>>>>

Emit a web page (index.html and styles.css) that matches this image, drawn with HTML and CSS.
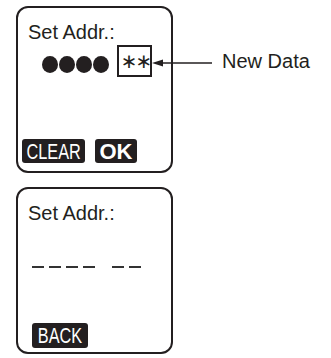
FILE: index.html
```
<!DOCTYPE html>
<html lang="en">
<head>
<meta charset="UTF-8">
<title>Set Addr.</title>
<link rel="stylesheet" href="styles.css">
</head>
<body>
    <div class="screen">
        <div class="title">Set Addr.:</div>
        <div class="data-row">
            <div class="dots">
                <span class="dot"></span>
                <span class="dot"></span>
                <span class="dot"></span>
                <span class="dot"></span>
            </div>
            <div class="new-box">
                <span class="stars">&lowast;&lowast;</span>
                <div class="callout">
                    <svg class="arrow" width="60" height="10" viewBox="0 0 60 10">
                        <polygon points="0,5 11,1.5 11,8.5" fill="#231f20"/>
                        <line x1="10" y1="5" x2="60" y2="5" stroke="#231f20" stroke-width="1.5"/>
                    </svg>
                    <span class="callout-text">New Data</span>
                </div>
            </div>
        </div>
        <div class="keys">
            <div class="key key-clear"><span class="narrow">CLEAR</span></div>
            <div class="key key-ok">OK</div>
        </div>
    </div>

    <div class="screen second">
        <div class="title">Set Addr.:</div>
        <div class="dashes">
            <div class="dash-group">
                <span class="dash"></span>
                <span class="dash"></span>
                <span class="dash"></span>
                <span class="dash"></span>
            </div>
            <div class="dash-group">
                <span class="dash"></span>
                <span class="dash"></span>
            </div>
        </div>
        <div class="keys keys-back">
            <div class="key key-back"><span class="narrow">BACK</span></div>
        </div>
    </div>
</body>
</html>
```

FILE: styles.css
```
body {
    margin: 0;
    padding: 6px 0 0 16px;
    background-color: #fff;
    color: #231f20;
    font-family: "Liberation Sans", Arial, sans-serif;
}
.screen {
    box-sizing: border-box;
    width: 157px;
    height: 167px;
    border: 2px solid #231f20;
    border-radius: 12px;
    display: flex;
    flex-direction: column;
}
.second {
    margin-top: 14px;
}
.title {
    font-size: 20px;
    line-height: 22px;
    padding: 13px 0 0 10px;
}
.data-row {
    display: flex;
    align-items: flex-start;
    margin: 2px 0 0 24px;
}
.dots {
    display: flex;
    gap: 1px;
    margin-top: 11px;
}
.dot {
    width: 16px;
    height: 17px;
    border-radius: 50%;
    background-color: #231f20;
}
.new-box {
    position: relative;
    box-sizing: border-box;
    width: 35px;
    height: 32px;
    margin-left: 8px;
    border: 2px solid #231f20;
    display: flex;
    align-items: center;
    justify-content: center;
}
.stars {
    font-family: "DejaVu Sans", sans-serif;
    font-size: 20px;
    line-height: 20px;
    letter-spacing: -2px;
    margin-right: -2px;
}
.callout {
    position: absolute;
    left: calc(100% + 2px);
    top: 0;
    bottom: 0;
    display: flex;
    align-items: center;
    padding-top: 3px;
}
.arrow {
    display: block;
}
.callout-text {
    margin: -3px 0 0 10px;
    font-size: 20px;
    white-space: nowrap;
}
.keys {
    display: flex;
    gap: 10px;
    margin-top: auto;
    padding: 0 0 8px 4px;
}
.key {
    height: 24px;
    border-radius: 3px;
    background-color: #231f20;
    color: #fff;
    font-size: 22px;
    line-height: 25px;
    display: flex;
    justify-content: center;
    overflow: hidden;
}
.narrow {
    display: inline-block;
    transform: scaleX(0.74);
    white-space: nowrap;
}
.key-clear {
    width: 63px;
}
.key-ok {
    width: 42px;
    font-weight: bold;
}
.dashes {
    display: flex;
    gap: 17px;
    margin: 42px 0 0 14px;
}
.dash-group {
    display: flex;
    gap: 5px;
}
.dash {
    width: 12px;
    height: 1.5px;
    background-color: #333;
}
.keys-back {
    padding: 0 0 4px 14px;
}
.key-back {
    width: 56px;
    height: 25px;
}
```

<<<<

_Objective_. All the lines above are to be reproduced exactly, except the pictures.

_The solution_.
Emit a web page (index.html and styles.css) that matches this image, drawn with HTML and CSS.
FILE: index.html
```
<!DOCTYPE html>
<html lang="en">
<head>
<meta charset="UTF-8">
<title>Set Addr.</title>
<link rel="stylesheet" href="styles.css">
</head>
<body>
    <div class="screen">
        <div class="title">Set Addr.:</div>
        <div class="data-row">
            <div class="dots">
                <span class="dot"></span>
                <span class="dot"></span>
                <span class="dot"></span>
                <span class="dot"></span>
            </div>
            <div class="new-box">
                <span class="stars">&lowast;&lowast;</span>
                <div class="callout">
                    <svg class="arrow" width="60" height="10" viewBox="0 0 60 10">
                        <polygon points="0,5 11,1.5 11,8.5" fill="#231f20"/>
                        <line x1="10" y1="5" x2="60" y2="5" stroke="#231f20" stroke-width="1.5"/>
                    </svg>
                    <span class="callout-text">New Data</span>
                </div>
            </div>
        </div>
        <div class="keys">
            <div class="key key-clear"><span class="narrow">CLEAR</span></div>
            <div class="key key-ok">OK</div>
        </div>
    </div>

    <div class="screen second">
        <div class="title">Set Addr.:</div>
        <div class="dashes">
            <div class="dash-group">
                <span class="dash"></span>
                <span class="dash"></span>
                <span class="dash"></span>
                <span class="dash"></span>
            </div>
            <div class="dash-group">
                <span class="dash"></span>
                <span class="dash"></span>
            </div>
        </div>
        <div class="keys keys-back">
            <div class="key key-back"><span class="narrow">BACK</span></div>
        </div>
    </div>
</body>
</html>
```

FILE: styles.css
```
body {
    margin: 0;
    padding: 6px 0 0 16px;
    background-color: #fff;
    color: #231f20;
    font-family: "Liberation Sans", Arial, sans-serif;
}
.screen {
    box-sizing: border-box;
    width: 157px;
    height: 167px;
    border: 2px solid #231f20;
    border-radius: 12px;
    display: flex;
    flex-direction: column;
}
.second {
    margin-top: 14px;
}
.title {
    font-size: 20px;
    line-height: 22px;
    padding: 13px 0 0 10px;
}
.data-row {
    display: flex;
    align-items: flex-start;
    margin: 2px 0 0 24px;
}
.dots {
    display: flex;
    gap: 1px;
    margin-top: 11px;
}
.dot {
    width: 16px;
    height: 17px;
    border-radius: 50%;
    background-color: #231f20;
}
.new-box {
    position: relative;
    box-sizing: border-box;
    width: 35px;
    height: 32px;
    margin-left: 8px;
    border: 2px solid #231f20;
    display: flex;
    align-items: center;
    justify-content: center;
}
.stars {
    font-family: "DejaVu Sans", sans-serif;
    font-size: 20px;
    line-height: 20px;
    letter-spacing: -2px;
    margin-right: -2px;
}
.callout {
    position: absolute;
    left: calc(100% + 2px);
    top: 0;
    bottom: 0;
    display: flex;
    align-items: center;
    padding-top: 3px;
}
.arrow {
    display: block;
}
.callout-text {
    margin: -3px 0 0 10px;
    font-size: 20px;
    white-space: nowrap;
}
.keys {
    display: flex;
    gap: 10px;
    margin-top: auto;
    padding: 0 0 8px 4px;
}
.key {
    height: 24px;
    border-radius: 3px;
    background-color: #231f20;
    color: #fff;
    font-size: 22px;
    line-height: 25px;
    display: flex;
    justify-content: center;
    overflow: hidden;
}
.narrow {
    display: inline-block;
    transform: scaleX(0.74);
    white-space: nowrap;
}
.key-clear {
    width: 63px;
}
.key-ok {
    width: 42px;
    font-weight: bold;
}
.dashes {
    display: flex;
    gap: 17px;
    margin: 42px 0 0 14px;
}
.dash-group {
    display: flex;
    gap: 5px;
}
.dash {
    width: 12px;
    height: 1.5px;
    background-color: #333;
}
.keys-back {
    padding: 0 0 4px 14px;
}
.key-back {
    width: 56px;
    height: 25px;
}
```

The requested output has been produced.